→ Aim of the exercise:
Retype the data exactly, from its first line to the line containing "const AMBER = '#dfa437';", including both, and skip any picture.

→ Collected data:
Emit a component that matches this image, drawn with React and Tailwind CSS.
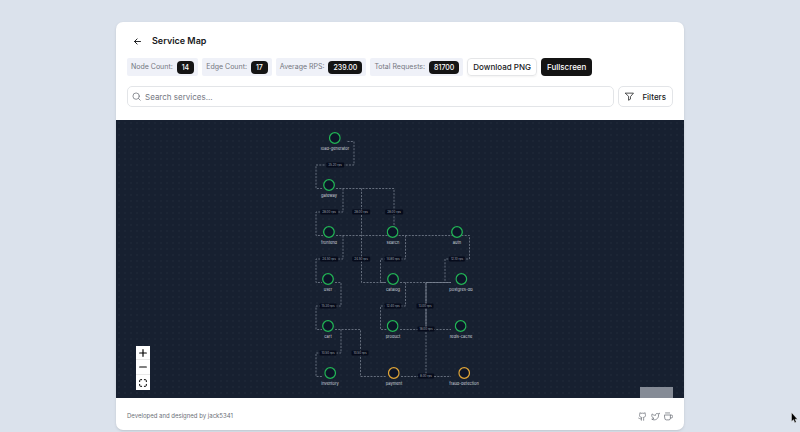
import React from 'react';

const GREEN = '#22b455';
const AMBER = '#dfa437';

const stats = [
  ['Node Count:', '14'],
  ['Edge Count:', '17'],
  ['Average RPS:', '239.00'],
  ['Total Requests:', '81700'],
];

const nodes = [
  ['load-generator', 219, 18, GREEN],
  ['gateway', 213, 65, GREEN],
  ['frontend', 213, 112, GREEN],
  ['search', 277, 112, GREEN],
  ['auth', 341, 112, GREEN],
  ['user', 212, 159, GREEN],
  ['catalog', 277, 159, GREEN],
  ['postgres-db', 345, 159, GREEN],
  ['cart', 212, 206, GREEN],
  ['product', 277, 206, GREEN],
  ['redis-cache', 345, 206, GREEN],
  ['inventory', 214, 253, GREEN],
  ['payment', 278, 253, AMBER],
  ['fraud-detection', 348, 253, AMBER],
];

const edgePaths = [
  'M231.5 21.5H238V45H200V68.5H206',
  'M220 68.5H278V107',
  'M227 68.5V92H200V115.5H207',
  'M245.5 68.5V162.5H270',
  'M220 115.5H353.5V139H329V162.5',
  'M227 115.5V139H200V162.5H206',
  'M289.5 115.5V139H264.5V162.5H270',
  'M219 162.5H225V186H200V209.5H206',
  'M284 162.5H335',
  'M289.5 162.5V186H264.5V209.5H271',
  'M310 162.5V256.5',
  'M219 209.5H244.5V256.5H271',
  'M225 209.5V233H200V256.5H207',
  'M284 209.5H335',
  'M285 256.5H335',
];

const edgeLabels = [
  ['35.20 rps', 219, 45],
  ['28.00 rps', 213, 92],
  ['28.00 rps', 245, 92],
  ['28.00 rps', 278, 92],
  ['24.50 rps', 213, 139],
  ['24.50 rps', 245, 139],
  ['14.80 rps', 277, 139],
  ['12.10 rps', 341, 139],
  ['15.30 rps', 212, 186],
  ['12.40 rps', 277, 186],
  ['13.00 rps', 309, 186],
  ['18.00 rps', 310, 209],
  ['10.50 rps', 212, 233],
  ['10.50 rps', 244, 233],
  ['8.00 rps', 310, 256],
];

function Stroke({ className, width = 2, children }) {
  return (
    <svg className={className} viewBox="0 0 24 24" fill="none" stroke="currentColor" strokeWidth={width} strokeLinecap="round" strokeLinejoin="round" aria-hidden="true">
      {children}
    </svg>
  );
}

function Header() {
  return (
    <header className="px-[11px] pt-3 pb-[13px]">
      <div className="flex h-[14px] items-center gap-[9px] pl-[5px]">
        <button type="button" aria-label="Back" className="p-[1px]">
          <Stroke className="size-[9px]" width={2.5}>
            <path d="M20 12H4M11 5l-7 7 7 7" />
          </Stroke>
        </button>
        <h1 className="text-[9px] leading-[14px] font-semibold">Service Map</h1>
      </div>
      <div className="mt-[10px] flex flex-wrap gap-[4px]">
        {stats.map(([label, value]) => (
          <div key={label} className="flex h-[18px] items-center gap-[4px] rounded-[2px] bg-[#eff1f8] px-[4px] text-[7px] text-[#74777f]">
            <span className="leading-[12px]">{label}</span>
            <span className="rounded-[4px] bg-[#141414] px-[5px] font-medium leading-[13px] text-white">{value}</span>
          </div>
        ))}
        <button type="button" className="h-[18px] rounded-[4px] border border-[#e5e6e8] px-[5px] text-[8px] font-medium shadow-xs">Download PNG</button>
        <button type="button" className="h-[18px] rounded-[4px] bg-[#141414] px-[6px] text-[8px] font-medium text-white">Fullscreen</button>
      </div>
      <div className="mt-[10px] flex gap-1">
        <label className="flex h-[21px] min-w-0 flex-1 items-center gap-[4px] rounded-[5px] border border-[#e3e5e8] px-1 text-[#6c7078]">
          <Stroke className="size-[9px] shrink-0">
            <circle cx="11" cy="11" r="8.5" />
            <path d="m17.5 17.5 4.5 4.5" />
          </Stroke>
          <input type="text" aria-label="Search services" placeholder="Search services..." className="min-w-0 flex-1 bg-transparent text-[8px] outline-none placeholder:text-[#74777f]" />
        </label>
        <button type="button" className="flex h-[21px] items-center gap-2 rounded-[5px] border border-[#e3e5e8] px-[6px] text-[8px] font-medium">
          <Stroke className="size-[9px]">
            <path d="M1.500 3h21l-8 9.500v6.500l-5 3v-9.500z" />
          </Stroke>
          Filters
        </button>
      </div>
    </header>
  );
}

function ServiceGraph() {
  return (
    <div className="relative h-[278px] w-[568px] shrink-0">
      <svg className="absolute inset-0 size-full" viewBox="0 0 568 278" fill="none" aria-hidden="true">
        <g stroke="#788291" strokeWidth="0.8" strokeDasharray="2 1.300">
          {edgePaths.map((d) => (
            <path key={d} d={d} />
          ))}
        </g>
        <path d="M335 162.500H310V209" stroke="#7e8795" strokeWidth="0.8" />
      </svg>
      {edgeLabels.map(([text, x, y]) => (
        <span key={`${x}-${y}`} className="absolute -translate-x-1/2 -translate-y-1/2 rounded-[1px] bg-[#060b1b] px-[2px] text-[3px] leading-[5px] whitespace-nowrap text-[#a4abb8]" style={{ left: x, top: y }}>
          {text}
        </span>
      ))}
      {nodes.map(([name, x, y, color]) => (
        <div key={name} className="absolute flex -translate-x-1/2 flex-col items-center" style={{ left: x, top: y - 6 }}>
          <svg className="size-[12px]" viewBox="0 0 12 12" aria-hidden="true">
            <circle cx="6" cy="6" r="5.300" fill="#0d1528" stroke={color} strokeWidth="1.300" />
          </svg>
          <span className="mt-[2px] text-[4px] leading-[5px] whitespace-nowrap text-[#d0d5de]">{name}</span>
        </div>
      ))}
    </div>
  );
}

function Controls() {
  return (
    <div className="absolute bottom-[8px] left-[20px] flex flex-col divide-y divide-[#e8e8e8] bg-white text-black">
      <button type="button" aria-label="Zoom in" className="flex h-[14px] w-[14px] items-center justify-center">
        <Stroke className="size-[8px]" width={3.5}><path d="M12 2v20M2 12h20" /></Stroke>
      </button>
      <button type="button" aria-label="Zoom out" className="flex h-[15px] w-[14px] items-center justify-center">
        <Stroke className="size-[8px]" width={3.5}><path d="M2 12h20" /></Stroke>
      </button>
      <button type="button" aria-label="Fit view" className="flex h-[15px] w-[14px] items-center justify-center">
        <Stroke className="size-[8px]" width={3}><path d="M2 8V5a3 3 0 0 1 3-3h3M16 2h3a3 3 0 0 1 3 3v3M22 16v3a3 3 0 0 1-3 3h-3M8 22H5a3 3 0 0 1-3-3v-3" /></Stroke>
      </button>
    </div>
  );
}

function Footer() {
  return (
    <footer className="flex h-8 items-center justify-between px-[11px] pt-[4px] text-[#6c7078]">
      <p className="text-[6px] leading-[10px]">Developed and designed by jack5341</p>
      <div className="flex gap-[4px]">
        <a href="#github" aria-label="GitHub">
          <Stroke className="size-[9px]">
            <path d="M15 22v-4a4.800 4.800 0 0 0-1-3.500c3 0 6-2 6-5.500.08-1.250-.27-2.480-1-3.500.28-1.150.28-2.350 0-3.500 0 0-1 0-3 1.500-2.640-.5-5.360-.5-8 0C6 2 5 2 5 2c-.3 1.150-.3 2.350 0 3.500A5.400 5.400 0 0 0 4 9c0 3.500 3 5.500 6 5.500-.39.490-.68 1.050-.85 1.650-.17.600-.22 1.230-.15 1.850v4M9 18c-4.510 2-5-2-7-2" />
          </Stroke>
        </a>
        <a href="#twitter" aria-label="Twitter">
          <Stroke className="size-[9px]">
            <path d="M22 4s-.7 2.100-2 3.400c1.600 10-9.400 17.300-18 11.600 2.200.1 4.400-.6 6-2C3 15.500.5 9.600 3 5c2.200 2.600 5.600 4.100 9 4-.9-4.200 4-6.600 7-3.800 1.100 0 3-1.200 3-1.200z" />
          </Stroke>
        </a>
        <a href="#coffee" aria-label="Buy a coffee">
          <Stroke className="size-[9px]">
            <path d="M17 8h2a4 4 0 0 1 0 8h-2M2 8h15v9a4 4 0 0 1-4 4H6a4 4 0 0 1-4-4zM4 2.500h11" />
          </Stroke>
        </a>
      </div>
    </footer>
  );
}

export default function App() {
  return (
    <div className="relative min-h-screen bg-[#dbe2ec] pt-[22px] pb-[2px] font-['Inter',sans-serif] text-[#18191b]">
      <main className="mx-auto w-full max-w-[568px] overflow-hidden rounded-[7px] bg-white shadow-sm">
        <Header />
        <section aria-label="Service graph" className="relative flex justify-center overflow-hidden bg-[#172030] bg-[radial-gradient(circle,#1c2636_0.7px,transparent_0.8px)] bg-[size:6px_6px]">
          <ServiceGraph />
          <Controls />
          <div className="absolute right-[11px] bottom-0 h-[11px] w-[33px] bg-[#858b96]" />
        </section>
        <Footer />
      </main>
      <svg className="absolute top-[412px] right-[2px] h-[12px] w-[7px]" viewBox="0 0 7 12" aria-hidden="true">
        <path d="M.5.5v9l2-1.800 1.300 3 1.500-.7-1.300-2.800h2.500z" fill="#000" stroke="#fff" strokeWidth=".4" />
      </svg>
    </div>
  );
}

→ Response to the exercise:
Emit a component that matches this image, drawn with React and Tailwind CSS.
import React from 'react';

const GREEN = '#22b455';
const AMBER = '#dfa437';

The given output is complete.